How do you, a person who masterfully straddles the worlds of career and family, define “success”?
I guess ‘success” is a complicated idea — it means different things to different people. For me, success is about being the best wife/mother/me I can be. It’s about balancing all the different parts of my life the best I can every day to feel fulfilled making my dreams come true.
What are your favorite books, podcasts, or resources that inspire you to be a better parent? Can you explain why you like them?
There are a lot of great parenting books out there that can help with specifics of your parenting style and what your gut tells you is best for your kid. I’ve found that the unexpected inspiration comes from sharing my favorite childhood shows with my kids — like Little House on the Prairie, Anne of Green Gables, or Family Ties — shows I grew up with offer so many great life lessons that aren’t on TV these days. Plus, I love watching them again with my kids.
Can you please give us your favorite “Life Lesson Quote”? Can you share how that was relevant to you in your life?
One of the best parenting tips I received when I was pregnant with my first child — imagine if you already had a child how would you react? The idea of already having a toddler in your arms when your infant cries or something helps you take an extra second to think things through, realize there is more time than maybe you think there is to handle the situation. It gives you a moment to breathe in a new stressful situation.

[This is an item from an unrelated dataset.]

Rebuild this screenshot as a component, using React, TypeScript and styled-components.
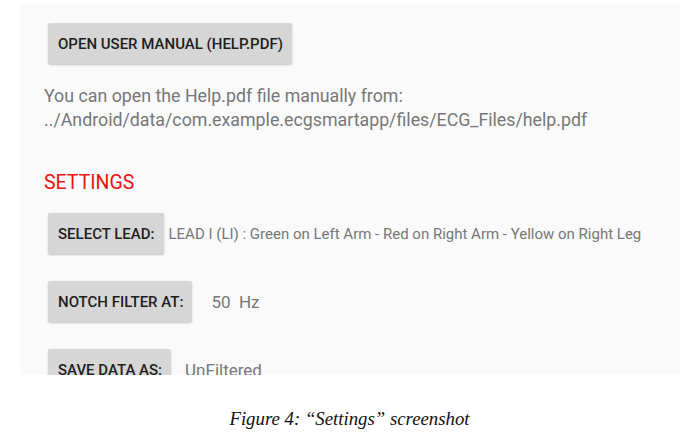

You are a person of great influence. If you could inspire a movement that would bring the most amount of good to the most amount of people, what would that be? You never know what your idea can trigger. 🙂
I think these days it would be great to inspire a movement towards friendship. Even just driving in LA makes you feel like a lone warrior fending off every advance. It would be nice to remember once in a while to let someone lane change in front of you or remember there are other people on the road and it’s not just you against the world.
Thank you so much for these insights! This was so inspiring!